Quantitativ täte es dem FCK natürlich wirtschaftlich gut, wenn sich dauerhaft mal wieder Besucherzahlen jenseits der 30.000-Marke einstellten. Aber hier ist es emotional der (gefühlten) Gewohnheit an die fetten Jahre zwischen 1991 und 2006 und in gewisser Weise rational der Größe der Spielstätte geschuldet, dass die Statistik nach „mehr“ verlangt. Es gab aber auch davor schon häufig Spielzeiten, in denen der zahlenmäßige Zuspruch höchst schwankend war und das auch in der ersten Liga. Beispiel gefällig? In der Saison 1980/1981 hatte der FCK den ungeliebten FC Bayern an einem kühlen Oktobernachmittag mal wieder furios mit 4:2 vom Berg gejagt. Selbstverständlich vor einem mit 34.500 Besuchern restlos ausverkauftem Haus. Eine Woche später holte man in einer kämpferischen Partie beim BVB einen Punkt(2:2), ehe sich in der darauffolgenden Woche gerade mal 17.417 Besucher den 3:0 Sieg der Roten Teufel gegen Fortuna Düsseldorf anschauten. Wie gesagt, das in Liga 1 und zu einem Zeitpunkt als der FCK in der Tabelle um internationale Plätze mitspielte!
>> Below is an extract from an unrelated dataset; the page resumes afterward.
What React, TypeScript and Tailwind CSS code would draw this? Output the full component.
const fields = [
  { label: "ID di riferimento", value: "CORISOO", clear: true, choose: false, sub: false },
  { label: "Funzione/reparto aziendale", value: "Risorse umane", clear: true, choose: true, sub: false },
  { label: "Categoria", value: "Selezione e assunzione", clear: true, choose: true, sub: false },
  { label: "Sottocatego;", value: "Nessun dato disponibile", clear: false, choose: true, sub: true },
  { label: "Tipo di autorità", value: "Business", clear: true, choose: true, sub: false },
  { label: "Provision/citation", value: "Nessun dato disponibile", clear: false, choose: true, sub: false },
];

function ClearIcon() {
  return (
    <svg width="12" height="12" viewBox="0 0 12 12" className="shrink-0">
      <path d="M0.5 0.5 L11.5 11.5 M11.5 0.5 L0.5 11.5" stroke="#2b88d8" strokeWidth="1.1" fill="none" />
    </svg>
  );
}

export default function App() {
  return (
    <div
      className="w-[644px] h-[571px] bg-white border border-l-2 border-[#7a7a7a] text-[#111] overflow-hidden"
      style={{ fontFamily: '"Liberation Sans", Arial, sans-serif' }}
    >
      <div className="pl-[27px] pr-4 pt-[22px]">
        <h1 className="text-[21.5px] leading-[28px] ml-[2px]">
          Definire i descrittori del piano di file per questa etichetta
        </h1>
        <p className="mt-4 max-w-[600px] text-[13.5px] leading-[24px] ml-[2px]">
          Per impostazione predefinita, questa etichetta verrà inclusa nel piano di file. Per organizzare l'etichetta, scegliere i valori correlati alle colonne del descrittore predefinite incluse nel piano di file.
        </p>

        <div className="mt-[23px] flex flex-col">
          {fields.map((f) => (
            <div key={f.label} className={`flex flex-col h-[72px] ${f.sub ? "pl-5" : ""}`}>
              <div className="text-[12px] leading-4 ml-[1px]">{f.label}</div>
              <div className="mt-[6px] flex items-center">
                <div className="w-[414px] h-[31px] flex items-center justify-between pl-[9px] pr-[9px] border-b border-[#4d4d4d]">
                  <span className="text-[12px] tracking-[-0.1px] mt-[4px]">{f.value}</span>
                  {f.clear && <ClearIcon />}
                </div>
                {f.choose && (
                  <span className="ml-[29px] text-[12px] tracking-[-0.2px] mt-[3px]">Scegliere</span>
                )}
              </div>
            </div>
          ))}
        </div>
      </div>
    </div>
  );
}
Oder in der Saison 88/89, als man sich nach einem Fehlstart am 5. Spieltag in München eine 5:1-Packung einfing und sich eine Woche drauf grade mal offizielle 14.736 Besucher den 6:0 Sieg gegen die Stuttgarter Kickers anschauten. Übrigens meine persönliche Schminkpremiere vor heimischem Publikum und schon deshalb unvergessen. Aber auch in der katastrophalen Abstiegssaison 2005/2006 wollten am 11. Spieltag nur knapp 27.000 Besucher die Partie gegen den Werksclub aus Leverkusen anschauen. Verständlich, nachdem die vorangegangenen 10 Partien der Roten Teufel überwiegend zum Wegschauen waren. Unverständlich, wenn man argumentiert, dass eine Mannschaft eben auch die Unterstützung der Fans braucht, was in der besagten Saison bekanntermaßen dringend notwendig war.
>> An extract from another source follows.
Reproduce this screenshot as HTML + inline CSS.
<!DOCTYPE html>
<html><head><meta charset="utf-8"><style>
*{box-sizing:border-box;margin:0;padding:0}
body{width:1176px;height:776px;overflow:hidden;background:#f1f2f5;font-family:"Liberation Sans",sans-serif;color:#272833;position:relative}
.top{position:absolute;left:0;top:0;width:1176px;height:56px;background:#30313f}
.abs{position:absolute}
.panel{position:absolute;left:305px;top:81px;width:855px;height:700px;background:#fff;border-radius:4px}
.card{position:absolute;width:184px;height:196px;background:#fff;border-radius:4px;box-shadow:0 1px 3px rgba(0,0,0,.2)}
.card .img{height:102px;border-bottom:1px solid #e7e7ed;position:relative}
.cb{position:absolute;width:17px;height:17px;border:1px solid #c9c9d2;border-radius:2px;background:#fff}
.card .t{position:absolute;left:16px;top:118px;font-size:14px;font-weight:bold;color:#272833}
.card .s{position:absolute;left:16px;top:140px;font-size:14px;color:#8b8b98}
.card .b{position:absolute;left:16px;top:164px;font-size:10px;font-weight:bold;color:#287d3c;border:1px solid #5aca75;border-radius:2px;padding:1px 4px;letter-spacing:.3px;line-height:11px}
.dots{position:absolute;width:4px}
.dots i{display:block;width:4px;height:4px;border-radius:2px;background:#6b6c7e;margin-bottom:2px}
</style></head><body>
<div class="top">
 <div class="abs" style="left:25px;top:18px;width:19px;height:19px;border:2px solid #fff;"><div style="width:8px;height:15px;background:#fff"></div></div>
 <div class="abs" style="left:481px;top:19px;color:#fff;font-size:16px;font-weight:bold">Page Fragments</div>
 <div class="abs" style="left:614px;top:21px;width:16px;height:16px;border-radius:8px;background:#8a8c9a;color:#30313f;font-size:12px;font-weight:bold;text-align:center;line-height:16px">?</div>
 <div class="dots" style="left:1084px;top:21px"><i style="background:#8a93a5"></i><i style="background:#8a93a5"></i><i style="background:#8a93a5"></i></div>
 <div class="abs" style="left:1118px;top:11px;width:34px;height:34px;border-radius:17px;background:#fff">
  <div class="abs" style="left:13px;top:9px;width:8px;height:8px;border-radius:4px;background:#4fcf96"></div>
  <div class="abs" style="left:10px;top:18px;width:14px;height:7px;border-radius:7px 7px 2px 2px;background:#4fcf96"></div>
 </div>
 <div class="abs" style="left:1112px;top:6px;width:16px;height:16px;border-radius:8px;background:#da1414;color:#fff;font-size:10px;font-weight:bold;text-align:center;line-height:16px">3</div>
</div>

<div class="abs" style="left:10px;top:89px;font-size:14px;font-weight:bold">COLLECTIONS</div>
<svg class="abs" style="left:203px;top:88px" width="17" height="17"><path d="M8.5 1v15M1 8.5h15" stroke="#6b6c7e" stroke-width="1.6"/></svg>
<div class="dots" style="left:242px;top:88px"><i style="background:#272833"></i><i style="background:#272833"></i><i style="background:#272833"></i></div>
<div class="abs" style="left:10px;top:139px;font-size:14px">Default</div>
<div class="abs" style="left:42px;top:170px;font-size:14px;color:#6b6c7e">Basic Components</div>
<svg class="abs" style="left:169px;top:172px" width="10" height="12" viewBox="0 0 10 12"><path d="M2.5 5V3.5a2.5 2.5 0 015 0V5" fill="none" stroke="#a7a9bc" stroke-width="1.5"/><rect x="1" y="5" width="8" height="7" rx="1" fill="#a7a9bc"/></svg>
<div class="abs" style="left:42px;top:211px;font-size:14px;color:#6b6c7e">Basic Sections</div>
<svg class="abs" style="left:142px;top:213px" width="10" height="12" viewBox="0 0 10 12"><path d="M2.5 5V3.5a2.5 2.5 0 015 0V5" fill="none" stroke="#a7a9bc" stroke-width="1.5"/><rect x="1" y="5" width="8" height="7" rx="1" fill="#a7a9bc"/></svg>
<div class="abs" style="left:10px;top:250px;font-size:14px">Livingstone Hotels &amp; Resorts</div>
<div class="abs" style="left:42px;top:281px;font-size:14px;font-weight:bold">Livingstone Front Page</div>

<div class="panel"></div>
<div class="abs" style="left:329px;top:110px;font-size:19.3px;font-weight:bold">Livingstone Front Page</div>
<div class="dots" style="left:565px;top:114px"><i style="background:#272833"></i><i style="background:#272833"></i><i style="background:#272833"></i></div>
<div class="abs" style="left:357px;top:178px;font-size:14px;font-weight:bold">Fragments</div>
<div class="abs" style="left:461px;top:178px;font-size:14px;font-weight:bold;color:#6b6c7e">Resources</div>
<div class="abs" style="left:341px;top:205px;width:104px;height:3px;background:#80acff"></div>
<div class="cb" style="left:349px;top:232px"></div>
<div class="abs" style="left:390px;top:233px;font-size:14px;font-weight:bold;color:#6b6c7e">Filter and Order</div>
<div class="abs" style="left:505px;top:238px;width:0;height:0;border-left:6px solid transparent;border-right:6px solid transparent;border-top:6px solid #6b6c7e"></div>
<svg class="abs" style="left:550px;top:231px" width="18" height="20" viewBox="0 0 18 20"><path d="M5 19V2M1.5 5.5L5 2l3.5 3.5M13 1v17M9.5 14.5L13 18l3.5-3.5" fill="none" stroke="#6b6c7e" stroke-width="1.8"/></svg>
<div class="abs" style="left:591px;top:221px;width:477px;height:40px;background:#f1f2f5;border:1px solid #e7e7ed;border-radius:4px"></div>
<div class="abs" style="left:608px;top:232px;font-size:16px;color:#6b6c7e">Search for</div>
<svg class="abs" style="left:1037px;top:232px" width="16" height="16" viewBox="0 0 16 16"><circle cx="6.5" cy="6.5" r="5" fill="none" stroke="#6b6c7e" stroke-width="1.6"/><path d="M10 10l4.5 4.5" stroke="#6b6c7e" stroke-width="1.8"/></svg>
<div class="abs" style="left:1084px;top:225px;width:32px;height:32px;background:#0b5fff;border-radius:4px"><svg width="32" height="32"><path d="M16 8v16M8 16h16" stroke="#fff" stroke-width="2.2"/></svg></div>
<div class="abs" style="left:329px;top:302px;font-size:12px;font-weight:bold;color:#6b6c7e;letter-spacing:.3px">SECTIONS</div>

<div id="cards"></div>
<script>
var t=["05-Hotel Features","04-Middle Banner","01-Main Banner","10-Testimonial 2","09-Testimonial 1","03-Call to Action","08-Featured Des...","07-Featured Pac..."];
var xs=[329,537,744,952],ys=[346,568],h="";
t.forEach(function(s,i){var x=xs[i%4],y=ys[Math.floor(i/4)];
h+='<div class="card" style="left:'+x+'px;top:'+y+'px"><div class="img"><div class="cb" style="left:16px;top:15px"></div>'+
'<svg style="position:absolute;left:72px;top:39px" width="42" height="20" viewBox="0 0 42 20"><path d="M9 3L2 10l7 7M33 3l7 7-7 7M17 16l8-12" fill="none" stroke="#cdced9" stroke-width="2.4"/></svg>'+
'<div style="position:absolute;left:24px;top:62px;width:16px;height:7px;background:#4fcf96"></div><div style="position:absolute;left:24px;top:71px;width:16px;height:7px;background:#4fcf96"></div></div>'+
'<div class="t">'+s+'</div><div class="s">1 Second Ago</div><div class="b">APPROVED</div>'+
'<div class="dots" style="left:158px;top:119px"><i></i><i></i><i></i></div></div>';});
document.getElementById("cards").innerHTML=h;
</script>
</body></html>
Die Vergleiche bedürften sicher einer weit differenzierteren Betrachtung, als es das schnöde Nebeneinanderstellen von Statistik ermöglicht. Immerhin bestehen zwischen damals und heute neben vielen fußballkulturellen auch gravierende gesellschaftskulturelle Unterschiede. Zurück im heute bleibt zu hoffen, dass wir als Fans uns wieder in Erinnerung rufen, welchen Beitrag wir leisten könnten, wenigstens die Flaute auf den Tribünen zum Positiven zu ändern, um vielleicht damit auch wichtige Impulse unten auf dem Rasen zu provozieren. Auch wenn es schwer fällt. Aber wer das Gefühl kennt, schon einmal zusammen mit knapp 11.000 oder 12.000 anderen Fans einem Heimspiel auf dem Betzenberg beigewohnt zu haben, der wird auch in einer Zweitligasaison mit fußballerischer Magerkost bei Heimspielen den angestammten Stadionplatz nicht mit dem Logenplatz auf Sofa oder in der Kneipe tauschen wollen. Auch nicht, wenn einem bei frostigen Außentemperaturen die angemalten Ohren fast abfrieren. Die Temperatur-Flaute, die kann mich mal!